AVMS Review and Media Regulator’s Independence: The Dancing Procession of Echternach?

By Peggy Valcke


On Monday September 26, 2016 the CULT committee of the European Parliament will hold a hearing on the Audiovisual Media Services review (see here for more information). In its legislative proposal of May this year, the European Commission proposed to introduce a most welcome, and long awaited, straightforward obligation for Member States to guarantee the independence of their media regulators (specifying a number of independence requirements). The draft report of the CULT committee that was published earlier this month (and that was prepared by the two German co-rapporteurs, Sabine Verheyen and Petra Kammerevert) suggests to turn back the clock. In this blog post I argue why the European Parliament – as the body of democratically elected European citizens – should take its responsibility in protecting those European citizens’ interests in free, pluralistic media and, hence, independent regulatory oversight.

No greater joy for an academic than to see your ideas being picked up by peers and stakeholders! In this case, the stakeholder is the European Commission. The ideas are those that we developed with a number of colleagues through studies like INDIREG and MEDIADEM (a cooperation which resulted in this book on the independence of the media and its regulatory agencies – pardon me the product placement).

N.B. For those not familiar with the studies: in the INDIREG study (2011) we identified a set of indicators to measure formal and operational independence of media regulators and we developed a ranking tool to self-assess the risk of influence by external players. With the help of many country experts, we also provided an analysis of the institutional, legal and regulatory frameworks governing the regulatory bodies competent for audiovisual media services in EU Member States, candidate countries and a number of non-EU countries. This analysis uncovered a number of problematic areas, and so did the MEDIADEM consortium (see e.g. their third policy brief of 2013). Also the AVMS-RADAR report of 2015 (the follow-up study to INDIREG) pointed to a number of cases where the independence of regulators is at risk.
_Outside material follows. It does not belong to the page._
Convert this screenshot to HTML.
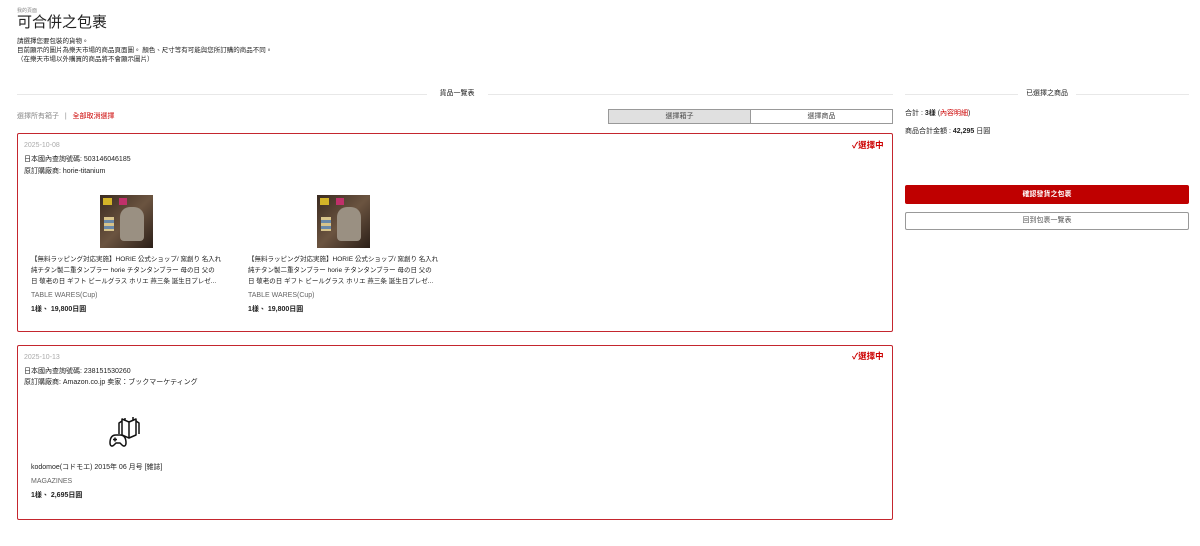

The European Commission giveth…

Indeed, in its legislative proposal amending the Audiovisual Media Services (AVMS) Directive of May 25, 2016, the European Commission puts a significant change to the current Article 30, which refers to media regulators, on the table. It introduces a clear obligation for Member States to guarantee the independence of their media regulators (and establish one if they do not have one yet) and it specifies a number of independence requirements (such as with regard to the regulator’s enforcement powers, adequate financial and human resources, the dismissal of its head or the right to appeal). Those requirements correspond to a large extent with what we identified in the INDIREG study as “essential characteristics” of independent regulatory bodies (and which were also picked up by ERGA in its Report on the independence of National Regulatory Authorities of December 15, 2015). The Commission also proposes to introduce a new Article 30a that will provide (instead of the Commission’s Decision of February 3, 2014) the legal ground for the establishment of the European Regulators Group for Audiovisual Media Services, in short ‘ERGA’,  and that lists ERGA’s tasks – including to advise and assist the Commission, to cooperate and exchange information, and to give opinions when requested by the Commission.
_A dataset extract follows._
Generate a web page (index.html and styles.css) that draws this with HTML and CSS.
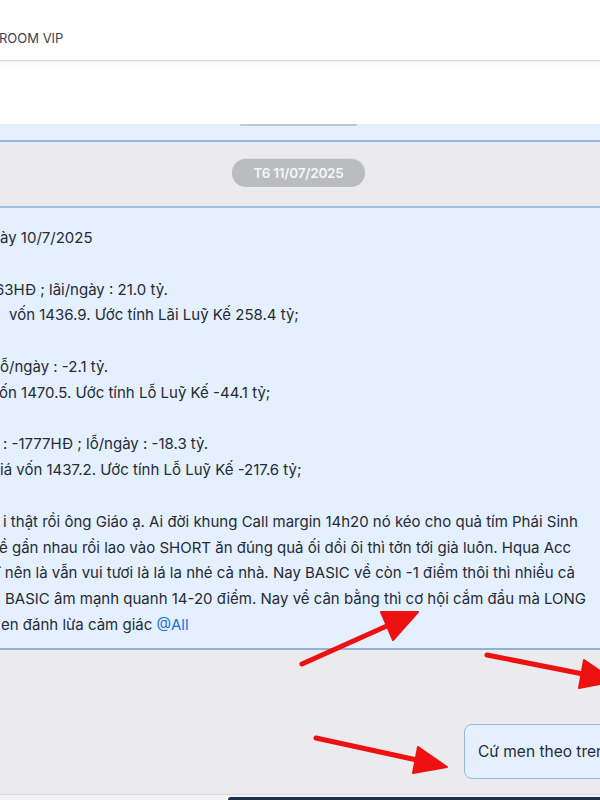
FILE: index.html
```html
<!DOCTYPE html>
<html lang="vi">
<head>
<meta charset="UTF-8">
<meta name="viewport" content="width=device-width, initial-scale=1.0">
<title>ROOM VIP</title>
<link rel="stylesheet" href="styles.css">
</head>
<body>
<div class="screen">
  <div class="header">
    <div class="title">ROOM VIP</div>
  </div>
  <div class="pinned"></div>

  <div class="chat">
    <div class="bubble prev"><span class="prev-shadow"></span></div>

    <div class="date-row">
      <span class="date-pill">T6 11/07/2025</span>
    </div>

    <div class="bubble main">
      <p class="ln">ày 10/7/2025</p>
      <p class="ln blank">&nbsp;</p>
      <p class="ln ind-n5">63HĐ ; lãi/ngày : 21.0 tỷ.</p>
      <p class="ln ind-9">vốn 1436.9. Ước tính Lãi Luỹ Kế 258.4 tỷ;</p>
      <p class="ln blank">&nbsp;</p>
      <p class="ln">ỗ/ngày : -2.1 tỷ.</p>
      <p class="ln ind-n1">ốn 1470.5. Ước tính Lỗ Luỹ Kế -44.1 tỷ;</p>
      <p class="ln blank">&nbsp;</p>
      <p class="ln ind-3">: -1777HĐ ; lỗ/ngày : -18.3 tỷ.</p>
      <p class="ln">iá vốn 1437.2. Ước tính Lỗ Luỹ Kế -217.6 tỷ;</p>
      <p class="ln blank">&nbsp;</p>
      <p class="ln ind-3">i thật rồi ông Giáo ạ. Ai đời khung Call margin 14h20 nó kéo cho quả tím Phái Sinh</p>
      <p class="ln ind-n1">ề gần nhau rồi lao vào SHORT ăn đúng quả ối dồi ôi thì tởn tới già luôn. Hqua Acc</p>
      <p class="ln ind-n3">ĩ nên là vẫn vui tươi là lá la nhé cả nhà. Nay BASIC về còn -1 điểm thôi thì nhiều cả</p>
      <p class="ln ind-5">BASIC âm mạnh quanh 14-20 điểm. Nay về cân bằng thì cơ hội cắm đầu mà LONG</p>
      <p class="ln ind-1">en đánh lừa cảm giác <span class="mention">@All</span></p>
    </div>

    <div class="mine-row">
      <div class="bubble mine">Cứ men theo trend mà đánh</div>
    </div>
  </div>

  <div class="footer">
    <div class="composer"></div>
  </div>

  <!-- red arrows drawn over the screenshot -->
  <svg class="arrows" width="600" height="800" viewBox="0 0 600 800">
    <g stroke="#ee1111" stroke-width="5" stroke-linecap="round" fill="#ee1111">
      <line x1="302" y1="664" x2="389" y2="625"/>
      <polygon points="418,612 393,640 381,612" stroke-width="2" stroke-linejoin="round"/>
      <line x1="487" y1="655" x2="583" y2="674"/>
      <polygon points="615,681 579,688 584,660" stroke-width="2" stroke-linejoin="round"/>
      <line x1="316" y1="738" x2="417" y2="760"/>
      <polygon points="447,767 413,773 418,747" stroke-width="2" stroke-linejoin="round"/>
    </g>
  </svg>
</div>
</body>
</html>
```

FILE: styles.css
```css
html, body { margin: 0; padding: 0; }
body { font-family: Inter, "Noto Sans", sans-serif; background: #ebebed; color: #262b35; }
.screen { position: relative; width: 600px; height: 800px; overflow: hidden; display: flex; flex-direction: column; }

.header { height: 60px; background: #fff; border-bottom: 1px solid #d3d4d7; box-shadow: 0 2px 4px rgba(0,0,0,0.06); display: flex; align-items: center; position: relative; z-index: 1; }
.title { font-size: 13px; color: #3e4350; margin-left: -1px; padding-top: 15px; }
.pinned { height: 63px; background: #fff; }

.chat { flex: 1; background: #ebebed; display: flex; flex-direction: column; }
.bubble { background: #e4f0fd; border: 1px solid #9fbde4; }
.bubble.prev { height: 16px; border-top: none; border-left: none; border-right: none; border-bottom: 2px solid #97b5e6; margin-right: -2px; position: relative; }
.prev-shadow { display: block; width: 117px; height: 2px; margin-left: 240px; background: #c3c8cf; border-radius: 1px; }

.date-row { height: 64px; display: flex; justify-content: center; align-items: center; }
.date-pill { background: #bbbcbe; color: #f6f6f7; font-size: 13.5px; font-weight: 600; letter-spacing: -0.2px; height: 28px; line-height: 28px; padding: 0 21px; border-radius: 14px; margin-left: -3px; margin-top: -2px; box-shadow: 0 -1px 1px rgba(0,0,0,0.05); }

.bubble.main { border-left: none; border-right: none; border-top: 2px solid #a3bfe2; border-bottom: 2px solid #94afd6; padding: 17px 0 10px 0; white-space: nowrap; overflow: hidden; }
.ln { margin: 0; font-size: 15px; line-height: 25.8px; }
.ind-n5 { text-indent: -5px; }
.ind-n3 { text-indent: -3px; }
.ind-n1 { text-indent: -1px; }
.ind-1 { text-indent: 1px; }
.ind-3 { text-indent: 3px; }
.ind-5 { text-indent: 5px; }
.ind-9 { text-indent: 9px; }
.mention { color: #1a6fe0; }

.mine-row { flex: 1; display: flex; align-items: flex-end; padding-bottom: 15px; }
.bubble.mine { margin-left: 464px; height: 53px; line-height: 53px; padding: 0 13px; border: 1.5px solid #98b7e3; border-radius: 8px; font-size: 15.5px; white-space: nowrap; }

.footer { height: 5px; background: #f3f3f4; border-top: 1px solid #dadbdd; display: flex; align-items: flex-end; }
.composer { margin-left: 228px; flex: 1; height: 3px; background: #1c2f4e; border-top-left-radius: 3px; }

.arrows { position: absolute; left: 0; top: 0; pointer-events: none; }
```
In the light of recent worrying developments in relation to the independence of the media and its regulatory authorities in countries like Croatia, Greece and Poland (which are described in this and this ERGA statement of January, resp. April 2016), the Commission’s proposals are most welcome.

N.B. Actually, it is quite striking that such provision – carving the principle of media regulators’ independence in stone and further specifying this principle – does not already exist. After all, the EU legislator is quite familiar with such rules. They have been introduced in the legal frameworks for electronic communications, energy and other utility networks when those markets were liberalized. They exist for the financial sector. And in the area of data protection, reference is even made to “complete independence” of the supervisory authorities (cf. Article 28 Directive 95/46/EC; Article 52 General Data Protection Regulation) and the Treaty on the Functioning of the European Union itself stipulates that compliance with data protection rules shall be subject to the control of independent authorities (Article 16).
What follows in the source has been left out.